What you should do:
Extract and list every line that contains the word "with".

[Start of Recorded information]

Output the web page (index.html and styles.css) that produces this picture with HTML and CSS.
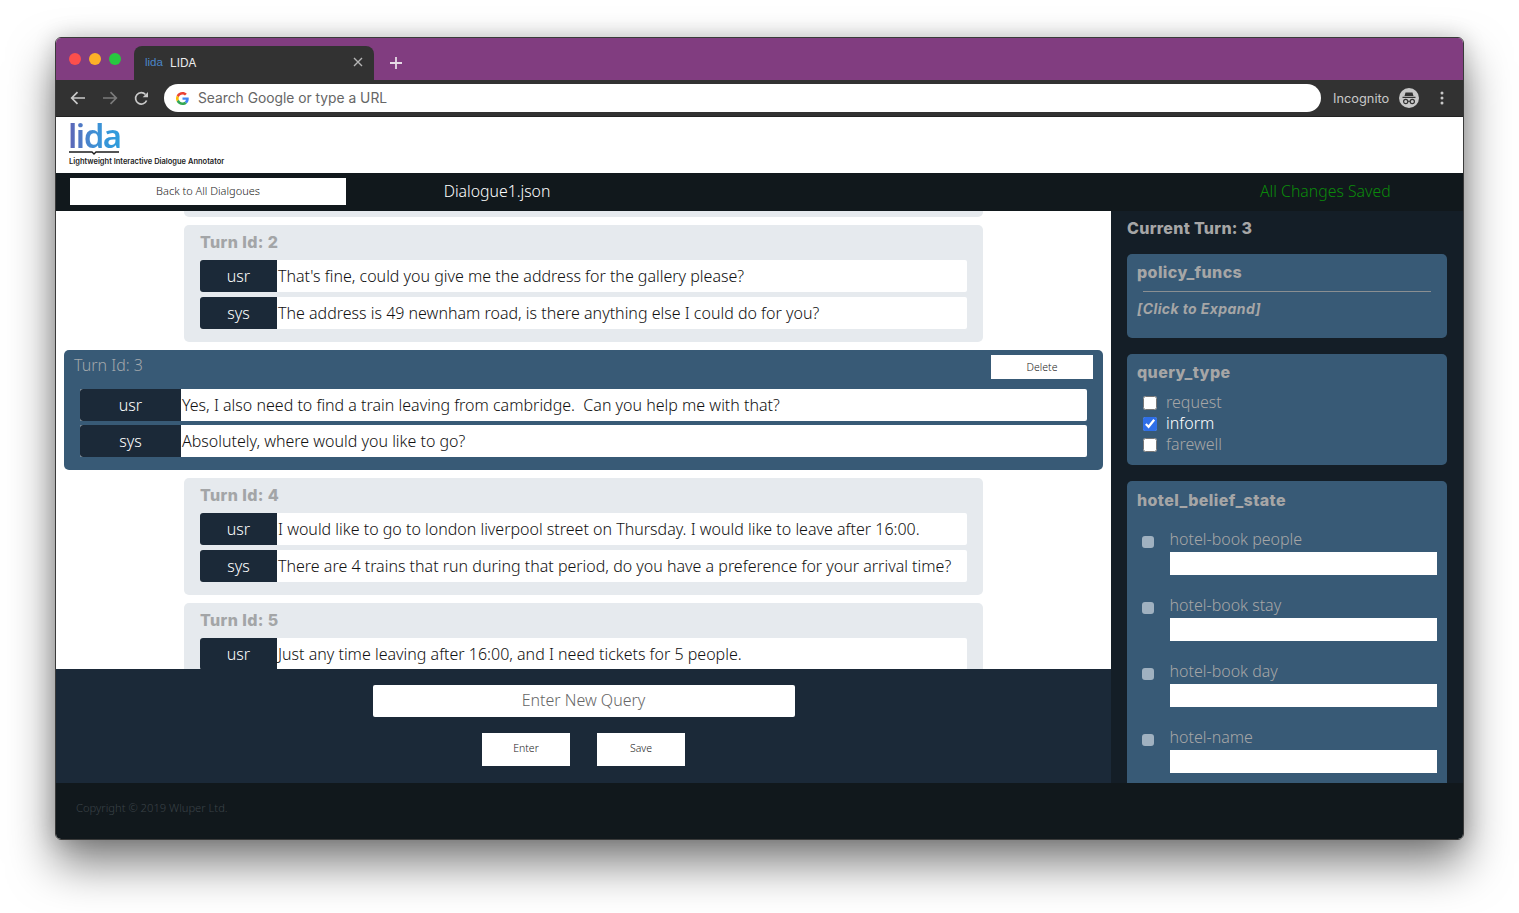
FILE: index.html
```html
<!DOCTYPE html>
<html lang="en">
<head>
    <meta charset="UTF-8">
    <title>LIDA</title>
    <link rel="stylesheet" href="styles.css">
</head>
<body>
    <div class="window">
        <!-- Browser chrome -->
        <div class="tabbar">
            <div class="lights">
                <span class="light red"></span>
                <span class="light yellow"></span>
                <span class="light green"></span>
            </div>
            <div class="tab">
                <span class="tab-logo">lida</span>
                <span class="tab-title">LIDA</span>
                <svg class="tab-close" width="10" height="10" viewBox="0 0 10 10"><path d="M1 1l8 8M9 1l-8 8" stroke="#b5b5b5" stroke-width="1.4"/></svg>
            </div>
            <svg class="new-tab" width="12" height="12" viewBox="0 0 12 12"><path d="M6 0v12M0 6h12" stroke="#e6dbe6" stroke-width="1.8"/></svg>
        </div>
        <div class="toolbar">
            <svg class="nav-icon" width="16" height="14" viewBox="0 0 16 14"><path d="M15 7H2M7.500 1.200L1.700 7l5.800 5.800" fill="none" stroke="#c9c9c9" stroke-width="1.700"/></svg>
            <svg class="nav-icon" width="16" height="14" viewBox="0 0 16 14"><path d="M1 7h13M8.500 1.200L14.300 7l-5.800 5.800" fill="none" stroke="#7b7b7b" stroke-width="1.700"/></svg>
            <svg class="nav-icon" width="15" height="15" viewBox="0 0 15 15"><path d="M12.600 9.500A5.700 5.700 0 1 1 11.500 3.500" fill="none" stroke="#c9c9c9" stroke-width="1.700"/><path d="M14 1v5.300H8.700z" fill="#c9c9c9"/></svg>
            <div class="omnibox">
                <svg width="13" height="13" viewBox="0 0 48 48"><path fill="#ea4335" d="M24 9.500c3.500 0 6.700 1.300 9.100 3.500l6.800-6.800C35.800 2.400 30.300 0 24 0 14.600 0 6.500 5.400 2.600 13.200l7.900 6.200C12.400 13.700 17.700 9.500 24 9.500z"/><path fill="#4285f4" d="M47 24.500c0-1.600-.1-3.100-.4-4.500H24v9h12.900c-.6 3-2.200 5.500-4.700 7.200l7.700 6C44.400 38 47 31.800 47 24.500z"/><path fill="#fbbc05" d="M10.500 28.600C10 27.200 9.800 25.600 9.800 24s.3-3.200.7-4.600l-7.900-6.200C.9 16.400 0 20.100 0 24s.9 7.600 2.600 10.800z"/><path fill="#34a853" d="M24 48c6.500 0 11.900-2.100 15.900-5.800l-7.700-6c-2.200 1.400-4.900 2.300-8.200 2.300-6.300 0-11.600-4.200-13.500-9.900l-7.900 6.100C6.500 42.600 14.600 48 24 48z"/></svg>
                <span>Search Google or type a URL</span>
            </div>
            <span class="incognito-label">Incognito</span>
            <svg class="incognito-icon" width="20" height="20" viewBox="0 0 20 20"><circle cx="10" cy="10" r="10" fill="#c8c8c8"/><path d="M6.500 4.500h7l1 3.500h-9zM3.500 8.800h13v1.200h-13z" fill="#333"/><circle cx="6.700" cy="13.500" r="2.100" fill="none" stroke="#333" stroke-width="1.200"/><circle cx="13.300" cy="13.500" r="2.100" fill="none" stroke="#333" stroke-width="1.200"/><path d="M8.800 13.300h2.400" stroke="#333"/></svg>
            <svg class="kebab" width="4" height="14" viewBox="0 0 4 14"><circle cx="2" cy="2" r="1.500" fill="#c8c8c8"/><circle cx="2" cy="7" r="1.500" fill="#c8c8c8"/><circle cx="2" cy="12" r="1.500" fill="#c8c8c8"/></svg>
        </div>

        <!-- App header -->
        <div class="brand">
            <div class="brand-logo">lida</div>
            <svg class="brand-book" width="50" height="4" viewBox="0 0 50 4"><path d="M0 1h23l2 2 2-2h23" fill="none" stroke="#1c1c1c" stroke-width="1.300"/></svg>
            <div class="brand-tagline">Lightweight Interactive Dialogue Annotator</div>
        </div>
        <div class="topbar">
            <button class="back-btn">Back to All Dialgoues</button>
            <div class="file-name">Dialogue1.json</div>
            <div class="saved">All Changes Saved</div>
        </div>

        <div class="main">
            <div class="left">
                <div class="dialogue">
                    <div class="turn-tail"></div>

                    <div class="turn">
                        <div class="turn-id">Turn Id: 2</div>
                        <div class="line"><span class="speaker">usr</span><span class="utterance">That's fine, could you give me the address for the gallery please?</span></div>
                        <div class="line"><span class="speaker">sys</span><span class="utterance">The address is 49 newnham road, is there anything else I could do for you?</span></div>
                    </div>

                    <div class="turn-current">
                        <div class="current-head">
                            <span class="current-id">Turn Id: 3</span>
                            <button class="delete-btn">Delete</button>
                        </div>
                        <div class="line"><span class="speaker wide">usr</span><span class="utterance">Yes, I also need to find a train leaving from cambridge.&nbsp; Can you help me with that?</span></div>
                        <div class="line"><span class="speaker wide">sys</span><span class="utterance">Absolutely, where would you like to go?</span></div>
                    </div>

                    <div class="turn">
                        <div class="turn-id">Turn Id: 4</div>
                        <div class="line"><span class="speaker">usr</span><span class="utterance">I would like to go to london liverpool street on Thursday. I would like to leave after 16:00.</span></div>
                        <div class="line"><span class="speaker">sys</span><span class="utterance">There are 4 trains that run during that period, do you have a preference for your arrival time?</span></div>
                    </div>

                    <div class="turn">
                        <div class="turn-id">Turn Id: 5</div>
                        <div class="line"><span class="speaker">usr</span><span class="utterance">Just any time leaving after 16:00, and I need tickets for 5 people.</span></div>
                    </div>
                </div>

                <div class="query-bar">
                    <input class="query-input" type="text" placeholder="Enter New Query">
                    <div class="query-buttons">
                        <button class="query-btn">Enter</button>
                        <button class="query-btn">Save</button>
                    </div>
                </div>
            </div>

            <div class="right">
                <div class="current-turn">Current Turn: 3</div>

                <div class="panel policy">
                    <div class="panel-title">policy_funcs</div>
                    <hr class="panel-rule">
                    <div class="expand">[Click to Expand]</div>
                </div>

                <div class="panel query-type">
                    <div class="panel-title">query_type</div>
                    <div class="options">
                        <label class="option"><input type="checkbox">request</label>
                        <label class="option on"><input type="checkbox" checked>inform</label>
                        <label class="option"><input type="checkbox">farewell</label>
                    </div>
                </div>

                <div class="panel belief">
                    <div class="panel-title">hotel_belief_state</div>
                    <div class="slot"><span class="slot-check"></span><div class="slot-body"><div class="slot-name">hotel-book people</div><div class="slot-input"></div></div></div>
                    <div class="slot"><span class="slot-check"></span><div class="slot-body"><div class="slot-name">hotel-book stay</div><div class="slot-input"></div></div></div>
                    <div class="slot"><span class="slot-check"></span><div class="slot-body"><div class="slot-name">hotel-book day</div><div class="slot-input"></div></div></div>
                    <div class="slot"><span class="slot-check"></span><div class="slot-body"><div class="slot-name">hotel-name</div><div class="slot-input"></div></div></div>
                </div>
            </div>
        </div>

        <div class="footer">Copyright © 2019 Wluper Ltd.</div>
    </div>
</body>
</html>
```

FILE: styles.css
```css
* {
    box-sizing: border-box;
}
body {
    margin: 0;
    padding: 37px 55px 0;
    height: 913px;
    overflow: hidden;
    background-color: #ffffff;
    font-family: "Noto Sans", sans-serif;
    font-weight: 300;
}
button {
    font-family: inherit;
    font-weight: 300;
    border: none;
    cursor: pointer;
}
.window {
    width: 1409px;
    height: 803px;
    display: flex;
    flex-direction: column;
    border: 1px solid #3a3a3a;
    border-radius: 6px;
    overflow: hidden;
    box-shadow: 0 24px 46px rgba(0, 0, 0, 0.5), 0 0 22px rgba(0, 0, 0, 0.18);
}

/* browser chrome */
.tabbar {
    height: 42px;
    flex: none;
    display: flex;
    align-items: flex-end;
    background: #813d80;
}
.lights {
    display: flex;
    gap: 8px;
    width: 78px;
    padding: 0 0 15px 13px;
    align-self: flex-end;
}
.light {
    width: 12px;
    height: 12px;
    border-radius: 50%;
}
.red { background: #fc4f4c; }
.yellow { background: #fdb027; }
.green { background: #28c840; }
.tab {
    width: 240px;
    height: 34px;
    display: flex;
    align-items: center;
    padding: 0 11px 2px 11px;
    background: #323232;
    border-radius: 8px 8px 0 0;
    color: #ececec;
    font-size: 12px;
    font-weight: 400;
    font-family: "Inter", sans-serif;
}
.tab-logo {
    width: 25px;
    color: #4b86c8;
    font-size: 11.500px;
    font-family: "Liberation Sans", sans-serif;
}
.tab-title {
    flex: 1;
}
.new-tab {
    margin: 0 0 11px 16px;
}
.toolbar {
    height: 37px;
    flex: none;
    display: flex;
    align-items: center;
    padding: 0 0 0 14px;
    background: #323232;
    border-bottom: 1px solid #222222;
    font-family: "Inter", sans-serif;
    font-weight: 400;
}
.nav-icon {
    margin-right: 16px;
    flex: none;
}
.omnibox {
    width: 1157px;
    height: 28px;
    margin-left: -1px;
    display: flex;
    align-items: center;
    gap: 9px;
    padding-left: 12px;
    background: #ffffff;
    border-radius: 14px;
    font-size: 13.800px;
    color: #666666;
}
.incognito-label {
    margin-left: 12px;
    width: 66px;
    font-size: 12.800px;
    color: #c8c8c8;
}
.incognito-icon {
    flex: none;
}
.kebab {
    margin-left: 21px;
    flex: none;
}

/* app header */
.brand {
    height: 56px;
    flex: none;
    padding: 5px 0 0 12px;
    background: #ffffff;
}
.brand-logo {
    height: 29px;
    width: 58px;
    font-family: "Noto Sans", sans-serif;
    font-size: 33px;
    font-weight: 600;
    line-height: 28px;
    letter-spacing: -1.500px;
    background: linear-gradient(90deg, #5f63b5, #3f8fd4 45%, #2f9cdc 85%);
    -webkit-background-clip: text;
    background-clip: text;
    color: transparent;
}
.brand-book {
    display: block;
    margin-left: 1px;
}
.brand-tagline {
    margin: 2px 0 0 1px;
    font-family: "Inter", sans-serif;
    font-size: 7.500px;
    font-weight: 600;
    color: #222222;
    white-space: nowrap;
}
.topbar {
    height: 38px;
    flex: none;
    display: flex;
    align-items: center;
    padding: 0 0 2px 14px;
    background: #11181c;
}
.back-btn {
    width: 276px;
    height: 27px;
    padding-bottom: 3px;
    background: #ffffff;
    color: #222222;
    font-size: 11px;
}
.file-name {
    width: 302px;
    text-align: center;
    color: #ffffff;
    font-size: 15.800px;
}
.saved {
    margin-left: 612px;
    color: #0b8a0b;
    font-size: 15.800px;
    white-space: nowrap;
}

/* main area */
.main {
    flex: 1;
    min-height: 0;
    display: flex;
}
.left {
    width: 1055px;
    flex: none;
    display: flex;
    flex-direction: column;
}
.dialogue {
    height: 458px;
    flex: none;
    overflow: hidden;
    display: flex;
    flex-direction: column;
    align-items: center;
    gap: 8px;
    padding: 0 8px;
    background: #ffffff;
}
.turn-tail {
    width: 799px;
    height: 6px;
    flex: none;
    background: #e6eaee;
    border-radius: 0 0 5px 5px;
}
.turn {
    width: 799px;
    flex: none;
    padding: 8px 16px 13px;
    background: #e6eaee;
    border-radius: 5px;
}
.turn-id {
    height: 19px;
    margin-bottom: 8px;
    font-family: "Inter", sans-serif;
    font-size: 16px;
    font-weight: 800;
    line-height: 19px;
    letter-spacing: 0.4px;
    color: #a3a5a7;
}
.line {
    display: flex;
    height: 32px;
    margin-bottom: 5px;
    background: #ffffff;
    border-radius: 2px;
}
.line:last-child {
    margin-bottom: 0;
}
.speaker {
    width: 77px;
    flex: none;
    display: flex;
    align-items: center;
    justify-content: center;
    background: #1b2938;
    color: #ffffff;
    font-size: 16px;
    border-radius: 3px 0 0 3px;
}
.speaker.wide {
    width: 101px;
}
.utterance {
    padding-left: 1px;
    color: #111111;
    font-size: 16px;
    line-height: 32px;
    white-space: nowrap;
}
.turn-current {
    width: 1039px;
    flex: none;
    padding: 5px 16px 13px;
    background: #385a76;
    border-radius: 5px;
}
.turn-current .line {
    margin-bottom: 4px;
}
.turn-current .line:last-child {
    margin-bottom: 0;
}
.current-head {
    display: flex;
    justify-content: space-between;
    height: 34px;
    margin: 0 -6px 0 -6px;
}
.current-id {
    font-size: 16px;
    line-height: 21px;
    color: #a3a8ac;
}
.delete-btn {
    width: 102px;
    height: 24px;
    padding-bottom: 2px;
    background: #ffffff;
    color: #222222;
    font-size: 10.500px;
}
.query-bar {
    flex: 1;
    display: flex;
    flex-direction: column;
    align-items: center;
    padding: 16px 0 0 0;
    background: #1b2938;
}
.query-input {
    width: 422px;
    height: 32px;
    padding-bottom: 3px;
    border: none;
    border-radius: 2px;
    text-align: center;
    font-family: inherit;
    font-weight: 300;
    font-size: 16px;
    background: #ffffff;
}
.query-input::placeholder {
    color: #666666;
    opacity: 1;
}
.query-buttons {
    display: flex;
    gap: 27px;
    margin-top: 16px;
}
.query-btn {
    width: 88px;
    height: 33px;
    padding-bottom: 5px;
    background: #ffffff;
    color: #222222;
    font-size: 10.500px;
}

/* right column */
.right {
    flex: 1;
    min-width: 0;
    overflow: hidden;
    padding: 8px 16px 0;
    background: #141e27;
}
.current-turn {
    height: 19px;
    margin-bottom: 16px;
    font-family: "Inter", sans-serif;
    font-size: 16px;
    font-weight: 800;
    line-height: 19px;
    letter-spacing: 0.3px;
    color: #a6a6a6;
}
.panel {
    margin-bottom: 16px;
    padding: 9px 10px 8px;
    background: #385a76;
    border-radius: 5px;
    color: #a6a6a6;
}
.panel-title {
    height: 19px;
    font-family: "Inter", sans-serif;
    font-size: 16px;
    font-weight: 800;
    line-height: 19px;
    letter-spacing: 0.4px;
    color: #a6a6a6;
}
.panel-rule {
    margin: 9px 6px 8px;
    border: none;
    border-top: 1px solid #8a8f92;
}
.policy {
    height: 84px;
}
.expand {
    font-family: "Inter", sans-serif;
    font-size: 14px;
    font-weight: 700;
    font-style: italic;
    letter-spacing: 0.4px;
    color: #a6a6a6;
}
.query-type {
    height: 111px;
}
.options {
    margin-top: 9px;
    padding-left: 6px;
}
.option {
    display: flex;
    align-items: center;
    height: 21px;
    font-size: 16px;
}
.option input {
    width: 14px;
    height: 14px;
    margin: 2px 9px 0 0;
    accent-color: #2f6fe8;
}
.option.on {
    color: #ffffff;
}
.belief {
    padding-top: 10px;
    padding-bottom: 40px;
}
.belief .panel-title {
    margin-bottom: 19px;
}
.slot {
    display: flex;
    margin-bottom: 20px;
}
.slot-check {
    width: 12px;
    height: 12px;
    margin: 7px 16px 0 5px;
    flex: none;
    background: #a0b1c0;
    border-radius: 3px;
}
.slot-body {
    flex: 1;
}
.slot-name {
    height: 23px;
    margin-left: -0.5px;
    font-size: 16px;
    line-height: 21px;
}
.slot-input {
    height: 23px;
    background: #ffffff;
}
.footer {
    height: 56px;
    flex: none;
    padding: 17px 0 0 20px;
    background: #11181c;
    color: #3a4247;
    font-size: 11.200px;
}
```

[End of Recorded information]

Solution to the problem:
Output the web page (index.html and styles.css) that produces this picture with HTML and CSS.
                        <div class="line"><span class="speaker wide">usr</span><span class="utterance">Yes, I also need to find a train leaving from cambridge.&nbsp; Can you help me with that?</span></div>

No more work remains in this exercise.